- **Prompt**
Gather every line of the entries that includes the word "TypeScript".

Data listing

= = =

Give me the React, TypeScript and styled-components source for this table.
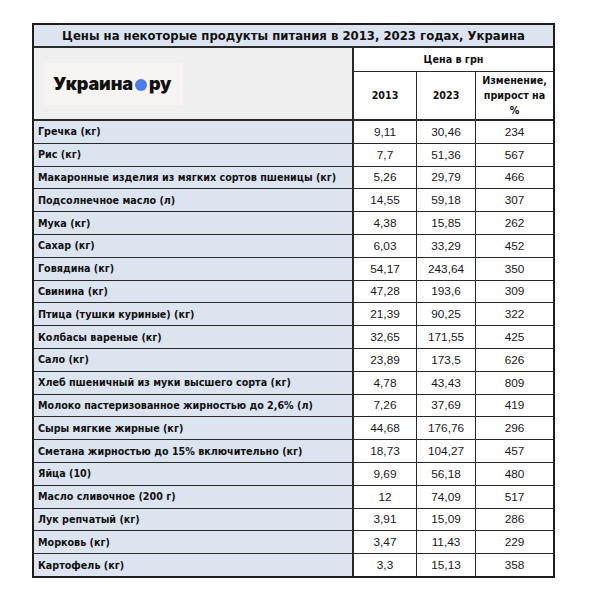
import React from "react";
import styled, { createGlobalStyle } from "styled-components";

type Row = { name: string; y2013: string; y2023: string; change: string };

const rows: Row[] = [
    { name: "Гречка (кг)", y2013: "9,11", y2023: "30,46", change: "234" },
    { name: "Рис (кг)", y2013: "7,7", y2023: "51,36", change: "567" },
    { name: "Макаронные изделия из мягких сортов пшеницы (кг)", y2013: "5,26", y2023: "29,79", change: "466" },
    { name: "Подсолнечное масло (л)", y2013: "14,55", y2023: "59,18", change: "307" },
    { name: "Мука (кг)", y2013: "4,38", y2023: "15,85", change: "262" },
    { name: "Сахар (кг)", y2013: "6,03", y2023: "33,29", change: "452" },
    { name: "Говядина (кг)", y2013: "54,17", y2023: "243,64", change: "350" },
    { name: "Свинина (кг)", y2013: "47,28", y2023: "193,6", change: "309" },
    { name: "Птица (тушки куриные) (кг)", y2013: "21,39", y2023: "90,25", change: "322" },
    { name: "Колбасы вареные (кг)", y2013: "32,65", y2023: "171,55", change: "425" },
    { name: "Сало (кг)", y2013: "23,89", y2023: "173,5", change: "626" },
    { name: "Хлеб пшеничный из муки высшего сорта (кг)", y2013: "4,78", y2023: "43,43", change: "809" },
    { name: "Молоко пастеризованное жирностью до 2,6% (л)", y2013: "7,26", y2023: "37,69", change: "419" },
    { name: "Сыры мягкие жирные (кг)", y2013: "44,68", y2023: "176,76", change: "296" },
    { name: "Сметана жирностью до 15% включительно (кг)", y2013: "18,73", y2023: "104,27", change: "457" },
    { name: "Яйца (10)", y2013: "9,69", y2023: "56,18", change: "480" },
    { name: "Масло сливочное (200 г)", y2013: "12", y2023: "74,09", change: "517" },
    { name: "Лук репчатый (кг)", y2013: "3,91", y2023: "15,09", change: "286" },
    { name: "Морковь (кг)", y2013: "3,47", y2023: "11,43", change: "229" },
    { name: "Картофель (кг)", y2013: "3,3", y2023: "15,13", change: "358" },
];

const GlobalStyle = createGlobalStyle`
    html, body {
        margin: 0;
        padding: 0;
        background: #ffffff;
    }
`;

const Page = styled.div`
    padding: 23px 0 0 32px;
`;

const Table = styled.div`
    display: grid;
    grid-template-columns: 319px 62px 58px 77px;
    grid-template-rows: 22px 23px 48px repeat(20, 21.8px);
    gap: 1px;
    width: 519px;
    background: #2a2a2a;
    border: 2px solid #1e1e1e;
`;

const boldFont = `"DejaVu Sans", Tahoma, sans-serif`;

const Title = styled.div`
    grid-column: 1 / 5;
    background: #dce4f0;
    border-bottom: 1px solid #2a2a2a;
    display: flex;
    align-items: center;
    justify-content: center;
    font-family: ${boldFont};
    font-weight: bold;
    font-size: 11.7px;
    color: #111;
`;

const LogoCell = styled.div`
    grid-column: 1;
    grid-row: 2 / 4;
    background: #f0f0f0;
    border-right: 1px solid #2a2a2a;
    border-bottom: 1px solid #2a2a2a;
    display: flex;
    align-items: center;
    padding-left: 10px;
`;

const LogoBox = styled.div`
    display: flex;
    align-items: center;
    height: 42px;
    padding: 0 12px 0 9px;
    background: #f7f4f3;
    font-family: Inter, "Noto Sans", sans-serif;
    font-weight: 900;
    font-size: 18px;
    letter-spacing: -0.1px;
    color: #111;
`;

const Dot = styled.span`
    width: 12px;
    height: 12px;
    border-radius: 50%;
    background: #4b7df2;
    margin: 3px 2px 0 2px;
`;

const HeadCell = styled.div<{ $span?: number; $last?: boolean }>`
    grid-column: span ${(p) => p.$span ?? 1};
    background: #ffffff;
    border-bottom: ${(p) => (p.$last ? "1px solid #2a2a2a" : "none")};
    display: flex;
    align-items: center;
    justify-content: center;
    text-align: center;
    font-family: ${boldFont};
    font-weight: bold;
    font-size: 9.6px;
    line-height: 15px;
    color: #111;
`;

const NameCell = styled.div`
    background: #dce4f0;
    border-right: 1px solid #2a2a2a;
    display: flex;
    align-items: center;
    padding-left: 4px;
    font-family: ${boldFont};
    font-weight: bold;
    font-size: 9.6px;
    color: #111;
    white-space: nowrap;
`;

const NumCell = styled.div`
    background: #ffffff;
    display: flex;
    align-items: center;
    justify-content: center;
    font-family: "Liberation Sans", Arial, sans-serif;
    font-size: 11.8px;
    color: #1a1a1a;
`;

export default function App() {
    return (
        <>
            <GlobalStyle />
            <Page>
                <Table>
                    <Title>Цены на некоторые продукты питания в 2013, 2023 годах, Украина</Title>
                    <LogoCell>
                        <LogoBox>
                            Украина
                            <Dot />
                            ру
                        </LogoBox>
                    </LogoCell>
                    <HeadCell $span={3}>Цена в грн</HeadCell>
                    <HeadCell $last>2013</HeadCell>
                    <HeadCell $last>2023</HeadCell>
                    <HeadCell $last>
                        Изменение,
                        <br />
                        прирост на
                        <br />%
                    </HeadCell>
                    {rows.map((r) => (
                        <React.Fragment key={r.name}>
                            <NameCell>{r.name}</NameCell>
                            <NumCell>{r.y2013}</NumCell>
                            <NumCell>{r.y2023}</NumCell>
                            <NumCell>{r.change}</NumCell>
                        </React.Fragment>
                    ))}
                </Table>
            </Page>
        </>
    );
}
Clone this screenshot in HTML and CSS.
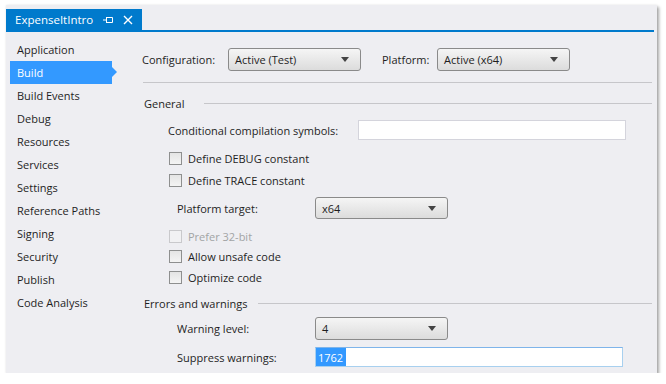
FILE: index.html
```html
<!DOCTYPE html>
<html>
<head>
<meta charset="utf-8">
<link rel="stylesheet" href="styles.css">
</head>
<body>
<div class="frame">
  <div class="tabbar">
    <div class="tab">
      <span class="tab-title">ExpenseItIntro</span>
      <svg class="pin" width="10" height="8" viewBox="0 0 10 8"><path d="M0 4H3M3.5 1V7M3.5 1.5H9.5V6.5H3.5" fill="none" stroke="#fff" stroke-width="1"/></svg>
      <svg class="close" width="10" height="10" viewBox="0 0 10 10"><path d="M1 1L9 9M9 1L1 9" stroke="#fff" stroke-width="1.4"/></svg>
    </div>
  </div>
  <div class="body">
    <ul class="nav">
      <li class="nav-item">Application</li>
      <li class="nav-item active">Build</li>
      <li class="nav-item">Build Events</li>
      <li class="nav-item">Debug</li>
      <li class="nav-item">Resources</li>
      <li class="nav-item">Services</li>
      <li class="nav-item">Settings</li>
      <li class="nav-item">Reference Paths</li>
      <li class="nav-item">Signing</li>
      <li class="nav-item">Security</li>
      <li class="nav-item">Publish</li>
      <li class="nav-item">Code Analysis</li>
    </ul>
    <div class="main">
      <div class="config-row">
        <span class="lbl lbl-config">Configuration:</span>
        <div class="combo combo-config"><span>Active (Test)</span><i class="arrow"></i></div>
        <span class="lbl lbl-platform">Platform:</span>
        <div class="combo combo-config"><span>Active (x64)</span><i class="arrow"></i></div>
      </div>
      <div class="sep"></div>
      <div class="section-head"><span>General</span><i class="line"></i></div>
      <div class="row row-cond">
        <span class="lbl lbl-cond">Conditional compilation symbols:</span>
        <div class="textbox tb-cond"></div>
      </div>
      <div class="check check-debug"><i class="box"></i><span>Define DEBUG constant</span></div>
      <div class="check check-trace"><i class="box"></i><span>Define TRACE constant</span></div>
      <div class="row row-target">
        <span class="lbl lbl-sub">Platform target:</span>
        <div class="combo combo-sub"><span>x64</span><i class="arrow"></i></div>
      </div>
      <div class="check check-prefer disabled"><i class="box"></i><span>Prefer 32-bit</span></div>
      <div class="check check-unsafe"><i class="box"></i><span>Allow unsafe code</span></div>
      <div class="check check-opt"><i class="box"></i><span>Optimize code</span></div>
      <div class="section-head section-errors"><span>Errors and warnings</span><i class="line"></i></div>
      <div class="row row-warn">
        <span class="lbl lbl-sub">Warning level:</span>
        <div class="combo combo-sub"><span>4</span><i class="arrow"></i></div>
      </div>
      <div class="row row-suppress">
        <span class="lbl lbl-sub">Suppress warnings:</span>
        <div class="textbox tb-suppress"><span class="sel">1762</span></div>
      </div>
    </div>
  </div>
</div>
</body>
</html>
```
FILE: styles.css
```css
html, body {
  margin: 0;
  padding: 0;
  background: #ffffff;
}
body {
  font-family: "Segoe UI", "Open Sans", "Noto Sans", sans-serif;
  font-size: 11px;
  color: #1e1e1e;
}
.frame {
  margin: 5px 0 0 6px;
  width: 651px;
  height: 368px;
  background: #eeeef2;
  box-shadow: 2px 2px 3px rgba(0,0,0,0.35), 0 0 2px rgba(0,0,0,0.08);
  display: flex;
  flex-direction: column;
}
.tabbar {
  padding-top: 4px;
  margin-right: 3px;
  border-bottom: 2px solid #007acc;
  display: flex;
}
.tab {
  width: 136px;
  height: 21px;
  background: #007acc;
  color: #fff;
  display: flex;
  align-items: center;
  box-sizing: border-box;
  padding-left: 9px;
}
.tab-title {
  font-size: 11.5px;
  flex: 1;
}
.pin {
  margin-right: 10px;
}
.close {
  margin-right: 9px;
}
.body {
  display: flex;
  flex: 1;
}
.nav {
  list-style: none;
  margin: 0;
  padding: 6px 0 0 4px;
  width: 132px;
}
.nav-item {
  height: 23px;
  line-height: 23px;
  padding-left: 7px;
  width: 102px;
  box-sizing: border-box;
  position: relative;
}
.nav-item.active {
  background: #3399ff;
  color: #fff;
}
.nav-item.active::after {
  content: "";
  position: absolute;
  left: 102px;
  top: 6px;
  border-left: 5px solid #3399ff;
  border-top: 5px solid transparent;
  border-bottom: 5px solid transparent;
}
.main {
  flex: 1;
  padding-top: 16px;
  padding-right: 5px;
}
.config-row {
  display: flex;
  align-items: center;
  height: 23px;
}
.lbl-config {
  width: 86px;
}
.lbl-platform {
  margin-left: 21px;
  width: 55px;
}
.combo {
  height: 23px;
  box-sizing: border-box;
  border: 1px solid #8a8a8a;
  border-radius: 3px;
  background: linear-gradient(#f5f5f5, #dcdcdc);
  display: flex;
  align-items: center;
  padding-left: 6px;
  padding-right: 11px;
}
.combo span {
  flex: 1;
}
.combo-config {
  width: 133px;
}
.arrow {
  width: 0;
  height: 0;
  border-top: 5px solid #444;
  border-left: 4px solid transparent;
  border-right: 4px solid transparent;
}
.sep {
  margin-top: 11px;
  height: 1px;
  background: #c6c6ca;
  margin-left: 1px;
}
.section-head {
  margin-top: 12px;
  height: 16px;
  display: flex;
  align-items: center;
  padding-left: 2px;
}
.section-head .line {
  flex: 1;
  height: 1px;
  background: #c6c6ca;
  margin-left: 20px;
}
.row {
  display: flex;
  align-items: center;
}
.row-cond {
  margin-top: 9px;
  height: 20px;
  padding-left: 26px;
}
.lbl-cond {
  width: 190px;
}
.textbox {
  height: 20px;
  box-sizing: border-box;
  background: #fff;
  border: 1px solid #d4d4dc;
}
.tb-cond {
  width: 268px;
}
.check {
  height: 20px;
  display: flex;
  align-items: center;
  padding-left: 27px;
}
.check .box {
  width: 13px;
  height: 13px;
  box-sizing: border-box;
  border: 1px solid #8e8f8f;
  background: linear-gradient(#e4e4e4, #f4f4f4);
  margin-right: 6px;
}
.check.disabled {
  color: #a2a4a5;
}
.check.disabled .box {
  border-color: #c9c9cc;
  background: #f1f1f3;
}
.check-debug { margin-top: 8px; }
.check-trace { margin-top: 2px; }
.row-target {
  margin-top: 7px;
  height: 22px;
  padding-left: 35px;
}
.lbl-sub {
  width: 138px;
}
.combo-sub {
  width: 133px;
}
.row-target .combo { height: 22px; }
.check-prefer { margin-top: 7px; }
.check-opt { margin-top: 1px; }
.section-errors {
  margin-top: 8px;
}
.section-errors .line {
  margin-left: 11px;
}
.row-warn {
  margin-top: 6px;
  height: 23px;
  padding-left: 35px;
}
.row-suppress {
  margin-top: 7px;
  height: 20px;
  padding-left: 35px;
}
.tb-suppress {
  width: 308px;
  border-color: #a8d0ef;
  border-top-color: #7eb4ea;
  display: flex;
  align-items: stretch;
}
.sel {
  background: #3399ff;
  color: #fff;
  padding: 0 3px 0 2px;
  display: flex;
  align-items: center;
}
```
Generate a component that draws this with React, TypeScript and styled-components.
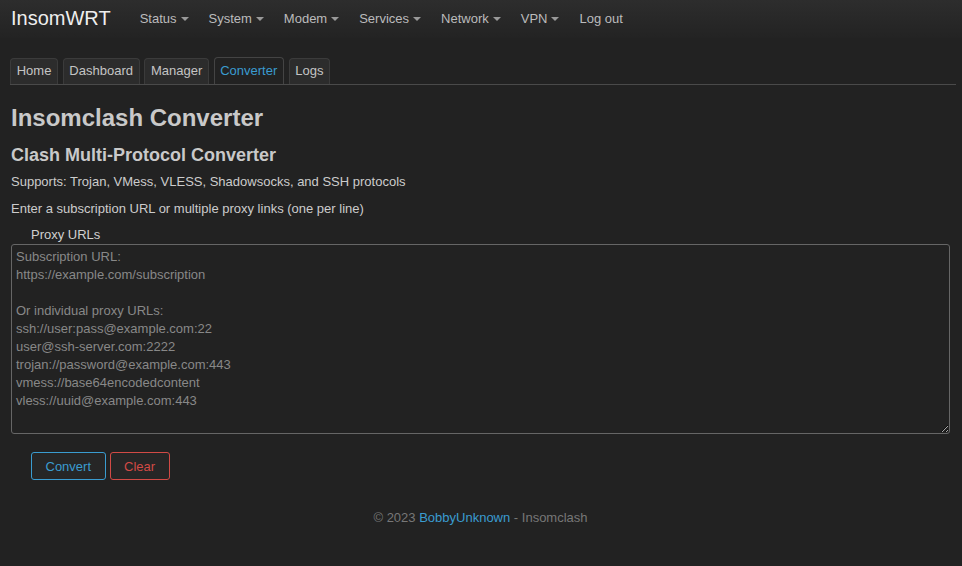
import React from "react";
import styled, { createGlobalStyle } from "styled-components";

const Global = createGlobalStyle`
  html, body { margin: 0; padding: 0; background: #222222; }
  body { font-family: "Liberation Sans", Arial, sans-serif; font-size: 13px; color: #cccccc; }
  * { box-sizing: border-box; }
`;

const Navbar = styled.div`
  height: 38px;
  background: linear-gradient(to bottom, #2d2d2d, #232323);
  display: flex;
  align-items: center;
  padding-left: 11px;
`;

const Brand = styled.a`
  font-size: 20px;
  color: #eeeeee;
  text-decoration: none;
  margin-right: 19px;
  position: relative;
  top: -1px;
`;

const NavList = styled.ul`
  display: flex;
  list-style: none;
  margin: 0;
  padding: 0;
  position: relative;
  top: -1px;
`;

const NavItem = styled.li`
  padding: 0 10px;
  color: #bbbbbc;
  font-size: 13px;
  display: flex;
  align-items: center;
`;

const Caret = styled.span`
  display: inline-block;
  width: 0;
  height: 0;
  margin-left: 4px;
  margin-top: 2px;
  border-left: 4px solid transparent;
  border-right: 4px solid transparent;
  border-top: 4px solid #999999;
`;

const Main = styled.div`
  padding: 20px 6px 0 10px;
`;

const Tabs = styled.ul`
  display: flex;
  list-style: none;
  margin: 0;
  padding: 0;
  border-bottom: 1px solid #4a4a4a;
  height: 27px;
  gap: 4.6px;
  align-items: flex-end;
`;

const Tab = styled.li<{ $active?: boolean }>`
  height: ${(p) => (p.$active ? "27px" : "26px")};
  padding: 0 5.7px 2px;
  display: flex;
  align-items: center;
  font-size: 13px;
  border: 1px solid ${(p) => (p.$active ? "#444444" : "#3b3b3b")};
  border-bottom: none;
  border-radius: 4px 4px 0 0;
  background: ${(p) => (p.$active ? "#222222" : "#2c2c2c")};
  color: ${(p) => (p.$active ? "#3a9cd0" : "#c4c4c4")};
`;

const Content = styled.div`
  padding: 0 6px 0 1px;
`;

const Title = styled.h2`
  margin: 19px 0 0 0;
  font-size: 24px;
  font-weight: bold;
  color: #c9c9c9;
  line-height: 28px;
`;

const Sub = styled.h3`
  margin: 12px 0 0 0;
  font-size: 18px;
  font-weight: bold;
  color: #c9c9c9;
  line-height: 22px;
`;

const Para = styled.p`
  margin: 0;
  line-height: 18px;
  font-size: 13px;
  color: #cccccc;
`;

const ParaStack = styled.div`
  margin-top: 7px;
  display: flex;
  flex-direction: column;
  gap: 9px;
`;

const Field = styled.div`
  margin-top: 9px;
  display: flex;
  flex-direction: column;
`;

const Label = styled.label`
  padding-left: 20px;
  font-size: 13px;
  line-height: 16px;
  color: #d0d0d0;
  margin-bottom: 1px;
`;

const Area = styled.textarea`
  width: 939px;
  height: 190px;
  background: #222222;
  border: 1px solid #666666;
  border-radius: 3px;
  padding: 3px 4px;
  font-family: "Liberation Sans", Arial, sans-serif;
  font-size: 13px;
  line-height: 18px;
  color: #cccccc;
  outline: none;
  &::placeholder { color: #888888; opacity: 1; }
`;

const Buttons = styled.div`
  display: flex;
  gap: 4px;
  margin-top: 18px;
  padding-left: 20px;
`;

const Btn = styled.button<{ $tone: "blue" | "red" }>`
  height: 28px;
  padding: 0 13.5px;
  background: #262626;
  border: 1px solid ${(p) => (p.$tone === "blue" ? "#3a9cd0" : "#d24a45")};
  color: ${(p) => (p.$tone === "blue" ? "#3a9cd0" : "#d24a45")};
  border-radius: 3px;
  font-family: "Liberation Sans", Arial, sans-serif;
  font-size: 13px;
`;

const Footer = styled.div`
  margin-top: 30px;
  text-align: center;
  color: #777777;
  font-size: 13px;
`;

const Link = styled.a`
  color: #3a9cd0;
  text-decoration: none;
`;

const navItems = ["Status", "System", "Modem", "Services", "Network", "VPN"];
const tabs = ["Home", "Dashboard", "Manager", "Converter", "Logs"];

const placeholder = `Subscription URL:
https://example.com/subscription

Or individual proxy URLs:
ssh://user:pass@example.com:22
user@ssh-server.com:2222
trojan://password@example.com:443
vmess://base64encodedcontent
vless://uuid@example.com:443`;

export default function App() {
  return (
    <>
      <Global />
      <Navbar>
        <Brand>InsomWRT</Brand>
        <NavList>
          {navItems.map((n) => (
            <NavItem key={n}>
              {n}
              <Caret />
            </NavItem>
          ))}
          <NavItem>Log out</NavItem>
        </NavList>
      </Navbar>
      <Main>
        <Tabs>
          {tabs.map((t) => (
            <Tab key={t} $active={t === "Converter"}>
              {t}
            </Tab>
          ))}
        </Tabs>
        <Content>
          <Title>Insomclash Converter</Title>
          <Sub>Clash Multi-Protocol Converter</Sub>
          <ParaStack>
            <Para>Supports: Trojan, VMess, VLESS, Shadowsocks, and SSH protocols</Para>
            <Para>Enter a subscription URL or multiple proxy links (one per line)</Para>
          </ParaStack>
          <Field>
            <Label>Proxy URLs</Label>
            <Area placeholder={placeholder} />
          </Field>
          <Buttons>
            <Btn $tone="blue">Convert</Btn>
            <Btn $tone="red">Clear</Btn>
          </Buttons>
          <Footer>
            © 2023 <Link>BobbyUnknown</Link> - Insomclash
          </Footer>
        </Content>
      </Main>
    </>
  );
}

= = =

- **Exercise answer**
Give me the React, TypeScript and styled-components source for this table.
Generate a component that draws this with React, TypeScript and styled-components.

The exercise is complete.